CLEAR INTENTIONS TO MAKE CONTRACT
It is because of this crafty skill, that the parties, hire a professional, to put their intentions into writing and all that it requires is, and in that order mind you,
o Lawyer needs to know facts and your intentions
o The goals should be clearly spelt out.
o Interaction and lots of brain storming session with client.
o Lawyer needs to act pretend like an idiot (Did I hear, “why pretend?).
o Client needs to instruct lawyer thinking he is a fool, it helps in concentrating on many “taken for granted issues”.
o Clarity of thought.
o Ability to give simple meaning to intention of parties.

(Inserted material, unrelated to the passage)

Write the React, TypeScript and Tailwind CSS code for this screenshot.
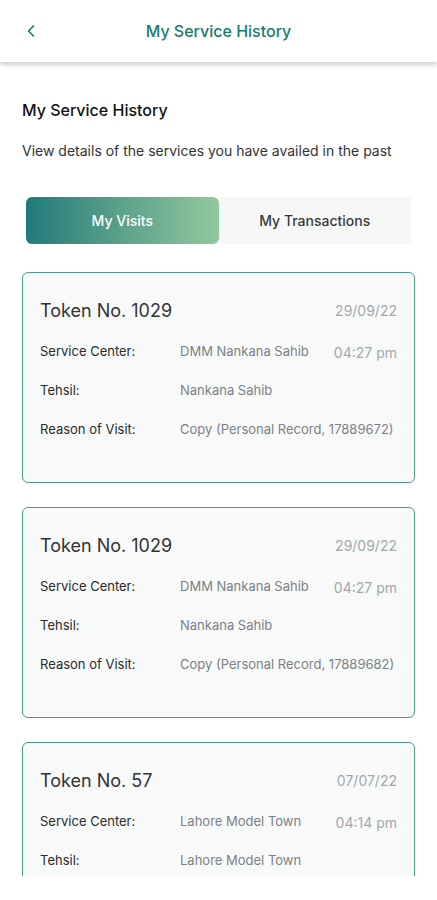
import { ChevronLeft } from 'lucide-react';

const visits = [
  { token: '1029', date: '29/09/22', center: 'DMM Nankana Sahib', time: '04:27 pm', tehsil: 'Nankana Sahib', reason: 'Copy (Personal Record, 17889672)' },
  { token: '1029', date: '29/09/22', center: 'DMM Nankana Sahib', time: '04:27 pm', tehsil: 'Nankana Sahib', reason: 'Copy (Personal Record, 17889682)' },
  { token: '57', date: '07/07/22', center: 'Lahore Model Town', time: '04:14 pm', tehsil: 'Lahore Model Town' },
];

function VisitCard({ v }: { v: any }) {
  return (
    <div className="h-[211px] shrink-0 rounded-md border-[1.5px] border-[#4f9791] bg-[#f8fafa] pl-[17px] pr-[17px] pt-[24px]">
      <div className="flex items-center justify-between">
        <span className="text-[18px] text-[#333333]">Token No. {v.token}</span>
        <span className="text-[14px] text-[#a3a8aa]">{v.date}</span>
      </div>
      <div className="mt-[15px] flex h-[26px] items-center text-[13px]">
        <span className="w-[140px] text-[#2a2a2a]">Service Center:</span>
        <span className="flex-1 text-[#7c8084]">{v.center}</span>
        <span className="text-[14px] text-[#a3a8aa]">{v.time}</span>
      </div>
      <div className="mt-[13px] flex h-[26px] items-center text-[13px]">
        <span className="w-[140px] text-[#2a2a2a]">Tehsil:</span>
        <span className="flex-1 text-[#7c8084]">{v.tehsil}</span>
      </div>
      {v.reason && (
        <div className="mt-[13px] flex h-[26px] items-center text-[13px]">
          <span className="w-[140px] text-[#2a2a2a]">Reason of Visit:</span>
          <span className="flex-1 text-[#7c8084]">{v.reason}</span>
        </div>
      )}
    </div>
  );
}

export default function App() {
  return (
    <div className="flex h-[900px] w-[437px] flex-col overflow-hidden bg-white font-['Inter',sans-serif]">
      <header className="relative z-10 flex h-[62px] shrink-0 items-center justify-center bg-white shadow-[0_3px_4px_rgba(0,0,0,0.18)]">
        <ChevronLeft className="absolute left-[21px] h-[20px] w-[20px] text-[#1b7a6e]" strokeWidth={2} />
        <h1 className="text-[16px] font-medium text-[#1b7a6e]">My Service History</h1>
      </header>
      <div className="h-[814px] shrink-0 overflow-hidden px-[22px]">
        <h2 className="mt-[36px] text-[16px] font-medium leading-[24px] text-[#111111]">My Service History</h2>
        <p className="mt-[19px] text-[14px] leading-[20px] text-[#333333]">View details of the services you have availed in the past</p>
        <div className="mt-[36px] flex h-[47px] px-[4px]">
          <div className="flex flex-1 items-center justify-center rounded-md bg-gradient-to-r from-[#1e7b78] to-[#91c99d] text-[14px] font-medium text-white">My Visits</div>
          <div className="flex flex-1 items-center justify-center bg-[#f6f8f8] text-[14px] font-medium text-[#3a3a3a]">My Transactions</div>
        </div>
        <div className="mt-[28px] flex flex-col gap-[24px]">
          {visits.map((v, i) => (
            <VisitCard key={i} v={v} />
          ))}
        </div>
      </div>
    </div>
  );
}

o Compliance and adherence to legal provisions.
o Avoid ambiguity.
What is, however, seen is that the above Golden rules are either not followed or not given the priority they deserve? Lawyers instead of interacting with the Clients to ascertain the intent get into a legal jargon. The golden legal phraseology of “infra”, ‘supra” “notwithstanding” “hereinabove” “hereinafter”, “observe and perform”, “act and deed’ comes to govern the intent. They tend to overuse these phrases. The endless and limitless sentences with no punctuation running into pages after pages make the meaning confusing even though the intention may be straight and simple. The end user who finally receives the draft signs it even though finds it strange and alien to his thoughts and intent. Do we really need to follow this Imperialistic Style of drafting? It has not served its purpose. A simple straight language and a short sentence is the need of the hour.
NUTSHELL:
The good, fair, equitable, clear, unambiguous development of Commercial Contracts, lays not only a foundation for strong and healthy business relationship between the parties, but it is also found that it prevents dispute. In fact, it is the one sided, unfair contracts, which have led to disputes and court actions.